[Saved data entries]
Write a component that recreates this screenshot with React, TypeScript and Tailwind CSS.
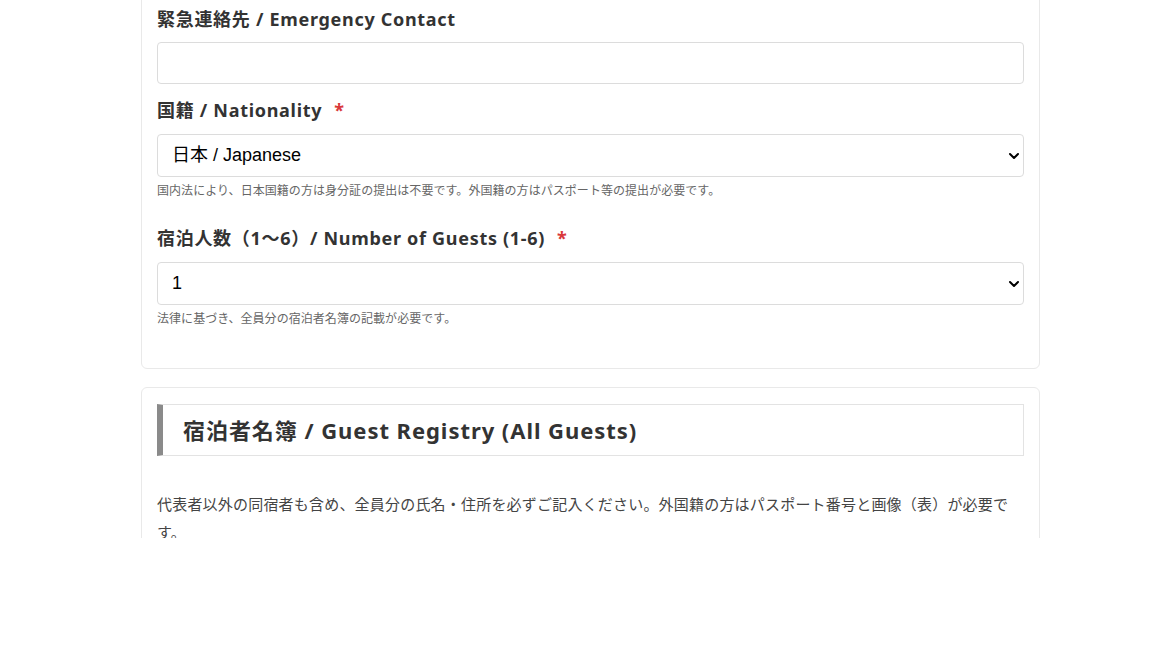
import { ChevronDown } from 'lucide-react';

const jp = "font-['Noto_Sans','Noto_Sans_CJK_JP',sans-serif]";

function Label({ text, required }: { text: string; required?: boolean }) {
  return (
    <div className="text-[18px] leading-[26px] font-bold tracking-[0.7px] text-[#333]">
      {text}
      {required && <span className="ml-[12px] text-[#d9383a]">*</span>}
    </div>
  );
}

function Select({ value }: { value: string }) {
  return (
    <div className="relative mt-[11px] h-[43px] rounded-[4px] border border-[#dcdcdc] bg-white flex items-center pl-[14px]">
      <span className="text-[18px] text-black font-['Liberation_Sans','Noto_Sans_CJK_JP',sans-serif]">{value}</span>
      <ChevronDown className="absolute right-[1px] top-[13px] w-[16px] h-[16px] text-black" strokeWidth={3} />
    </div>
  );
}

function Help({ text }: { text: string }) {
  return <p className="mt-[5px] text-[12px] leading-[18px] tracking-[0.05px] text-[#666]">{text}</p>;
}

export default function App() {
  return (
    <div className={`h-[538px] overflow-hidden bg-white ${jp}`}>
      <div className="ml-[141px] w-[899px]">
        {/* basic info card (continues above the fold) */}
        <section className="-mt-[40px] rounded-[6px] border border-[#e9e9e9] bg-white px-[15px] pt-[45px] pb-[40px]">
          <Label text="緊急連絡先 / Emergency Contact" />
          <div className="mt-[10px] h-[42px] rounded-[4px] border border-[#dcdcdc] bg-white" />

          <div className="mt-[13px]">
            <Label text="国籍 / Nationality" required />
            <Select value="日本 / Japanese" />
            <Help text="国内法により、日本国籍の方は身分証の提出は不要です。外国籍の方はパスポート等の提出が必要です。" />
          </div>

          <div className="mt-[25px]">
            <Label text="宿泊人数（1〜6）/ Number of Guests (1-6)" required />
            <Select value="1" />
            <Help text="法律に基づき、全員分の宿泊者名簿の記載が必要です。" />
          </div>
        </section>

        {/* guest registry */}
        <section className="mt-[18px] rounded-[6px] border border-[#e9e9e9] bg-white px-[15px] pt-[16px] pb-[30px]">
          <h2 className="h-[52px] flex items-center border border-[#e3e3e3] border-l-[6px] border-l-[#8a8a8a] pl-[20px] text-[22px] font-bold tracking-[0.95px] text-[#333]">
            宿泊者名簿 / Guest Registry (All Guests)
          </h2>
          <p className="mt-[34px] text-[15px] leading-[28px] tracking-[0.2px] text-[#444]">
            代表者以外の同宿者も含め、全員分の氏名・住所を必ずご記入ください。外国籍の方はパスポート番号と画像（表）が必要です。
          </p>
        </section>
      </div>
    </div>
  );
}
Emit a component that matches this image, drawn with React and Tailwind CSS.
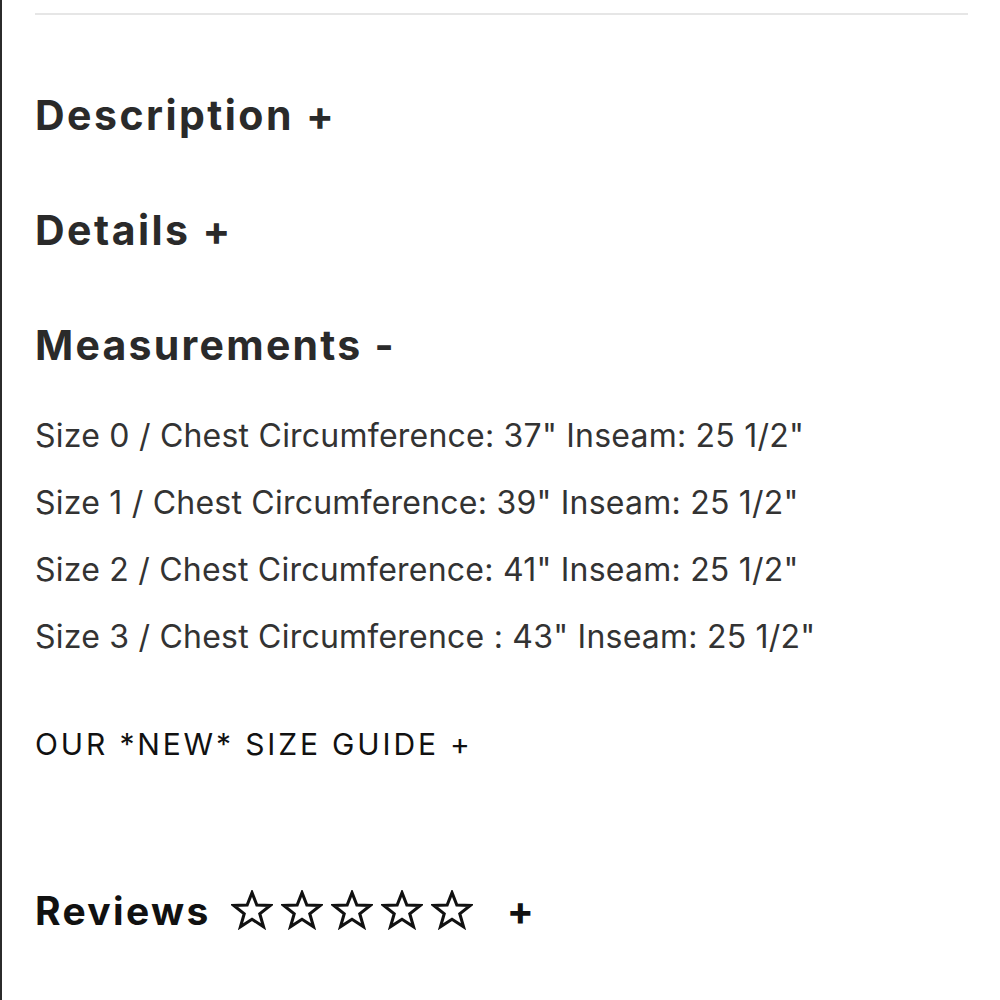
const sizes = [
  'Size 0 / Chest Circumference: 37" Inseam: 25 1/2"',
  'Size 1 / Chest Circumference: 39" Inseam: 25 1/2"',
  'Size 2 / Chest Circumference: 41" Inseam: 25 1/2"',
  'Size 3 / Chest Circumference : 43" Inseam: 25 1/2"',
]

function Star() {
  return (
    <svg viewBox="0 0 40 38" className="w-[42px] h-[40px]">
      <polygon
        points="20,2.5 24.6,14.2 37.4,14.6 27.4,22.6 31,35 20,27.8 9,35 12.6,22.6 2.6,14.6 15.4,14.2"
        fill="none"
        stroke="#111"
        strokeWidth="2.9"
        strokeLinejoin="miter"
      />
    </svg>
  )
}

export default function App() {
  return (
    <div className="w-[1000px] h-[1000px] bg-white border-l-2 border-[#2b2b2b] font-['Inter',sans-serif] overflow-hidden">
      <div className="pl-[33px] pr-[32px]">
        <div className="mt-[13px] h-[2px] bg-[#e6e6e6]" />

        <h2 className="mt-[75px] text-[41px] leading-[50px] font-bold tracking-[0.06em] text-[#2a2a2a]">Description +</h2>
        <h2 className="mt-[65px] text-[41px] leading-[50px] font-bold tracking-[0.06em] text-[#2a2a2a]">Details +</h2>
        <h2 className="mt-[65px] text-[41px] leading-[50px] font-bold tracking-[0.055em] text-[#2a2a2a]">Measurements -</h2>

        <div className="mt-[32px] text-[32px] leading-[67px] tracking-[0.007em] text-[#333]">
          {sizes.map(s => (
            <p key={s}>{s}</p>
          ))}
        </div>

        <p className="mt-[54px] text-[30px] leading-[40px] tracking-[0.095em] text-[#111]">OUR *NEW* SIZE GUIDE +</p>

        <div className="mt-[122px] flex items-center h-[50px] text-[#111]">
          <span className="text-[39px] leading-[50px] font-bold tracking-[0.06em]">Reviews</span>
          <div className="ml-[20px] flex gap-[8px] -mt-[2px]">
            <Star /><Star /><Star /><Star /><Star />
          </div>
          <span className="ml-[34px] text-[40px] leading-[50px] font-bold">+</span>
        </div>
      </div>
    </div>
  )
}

## [WHAT YOU SHOULD DO]
Reproduce the material word for word, minus the images.

## [CORRECT RESULT]
Write a component that recreates this screenshot with React, TypeScript and Tailwind CSS.
import { ChevronDown } from 'lucide-react';

const jp = "font-['Noto_Sans','Noto_Sans_CJK_JP',sans-serif]";

function Label({ text, required }: { text: string; required?: boolean }) {
  return (
    <div className="text-[18px] leading-[26px] font-bold tracking-[0.7px] text-[#333]">
      {text}
      {required && <span className="ml-[12px] text-[#d9383a]">*</span>}
    </div>
  );
}

function Select({ value }: { value: string }) {
  return (
    <div className="relative mt-[11px] h-[43px] rounded-[4px] border border-[#dcdcdc] bg-white flex items-center pl-[14px]">
      <span className="text-[18px] text-black font-['Liberation_Sans','Noto_Sans_CJK_JP',sans-serif]">{value}</span>
      <ChevronDown className="absolute right-[1px] top-[13px] w-[16px] h-[16px] text-black" strokeWidth={3} />
    </div>
  );
}

function Help({ text }: { text: string }) {
  return <p className="mt-[5px] text-[12px] leading-[18px] tracking-[0.05px] text-[#666]">{text}</p>;
}

export default function App() {
  return (
    <div className={`h-[538px] overflow-hidden bg-white ${jp}`}>
      <div className="ml-[141px] w-[899px]">
        {/* basic info card (continues above the fold) */}
        <section className="-mt-[40px] rounded-[6px] border border-[#e9e9e9] bg-white px-[15px] pt-[45px] pb-[40px]">
          <Label text="緊急連絡先 / Emergency Contact" />
          <div className="mt-[10px] h-[42px] rounded-[4px] border border-[#dcdcdc] bg-white" />

          <div className="mt-[13px]">
            <Label text="国籍 / Nationality" required />
            <Select value="日本 / Japanese" />
            <Help text="国内法により、日本国籍の方は身分証の提出は不要です。外国籍の方はパスポート等の提出が必要です。" />
          </div>

          <div className="mt-[25px]">
            <Label text="宿泊人数（1〜6）/ Number of Guests (1-6)" required />
            <Select value="1" />
            <Help text="法律に基づき、全員分の宿泊者名簿の記載が必要です。" />
          </div>
        </section>

        {/* guest registry */}
        <section className="mt-[18px] rounded-[6px] border border-[#e9e9e9] bg-white px-[15px] pt-[16px] pb-[30px]">
          <h2 className="h-[52px] flex items-center border border-[#e3e3e3] border-l-[6px] border-l-[#8a8a8a] pl-[20px] text-[22px] font-bold tracking-[0.95px] text-[#333]">
            宿泊者名簿 / Guest Registry (All Guests)
          </h2>
          <p className="mt-[34px] text-[15px] leading-[28px] tracking-[0.2px] text-[#444]">
            代表者以外の同宿者も含め、全員分の氏名・住所を必ずご記入ください。外国籍の方はパスポート番号と画像（表）が必要です。
          </p>
        </section>
      </div>
    </div>
  );
}
Emit a component that matches this image, drawn with React and Tailwind CSS.
const sizes = [
  'Size 0 / Chest Circumference: 37" Inseam: 25 1/2"',
  'Size 1 / Chest Circumference: 39" Inseam: 25 1/2"',
  'Size 2 / Chest Circumference: 41" Inseam: 25 1/2"',
  'Size 3 / Chest Circumference : 43" Inseam: 25 1/2"',
]

function Star() {
  return (
    <svg viewBox="0 0 40 38" className="w-[42px] h-[40px]">
      <polygon
        points="20,2.5 24.6,14.2 37.4,14.6 27.4,22.6 31,35 20,27.8 9,35 12.6,22.6 2.6,14.6 15.4,14.2"
        fill="none"
        stroke="#111"
        strokeWidth="2.9"
        strokeLinejoin="miter"
      />
    </svg>
  )
}

export default function App() {
  return (
    <div className="w-[1000px] h-[1000px] bg-white border-l-2 border-[#2b2b2b] font-['Inter',sans-serif] overflow-hidden">
      <div className="pl-[33px] pr-[32px]">
        <div className="mt-[13px] h-[2px] bg-[#e6e6e6]" />

        <h2 className="mt-[75px] text-[41px] leading-[50px] font-bold tracking-[0.06em] text-[#2a2a2a]">Description +</h2>
        <h2 className="mt-[65px] text-[41px] leading-[50px] font-bold tracking-[0.06em] text-[#2a2a2a]">Details +</h2>
        <h2 className="mt-[65px] text-[41px] leading-[50px] font-bold tracking-[0.055em] text-[#2a2a2a]">Measurements -</h2>

        <div className="mt-[32px] text-[32px] leading-[67px] tracking-[0.007em] text-[#333]">
          {sizes.map(s => (
            <p key={s}>{s}</p>
          ))}
        </div>

        <p className="mt-[54px] text-[30px] leading-[40px] tracking-[0.095em] text-[#111]">OUR *NEW* SIZE GUIDE +</p>

        <div className="mt-[122px] flex items-center h-[50px] text-[#111]">
          <span className="text-[39px] leading-[50px] font-bold tracking-[0.06em]">Reviews</span>
          <div className="ml-[20px] flex gap-[8px] -mt-[2px]">
            <Star /><Star /><Star /><Star /><Star />
          </div>
          <span className="ml-[34px] text-[40px] leading-[50px] font-bold">+</span>
        </div>
      </div>
    </div>
  )
}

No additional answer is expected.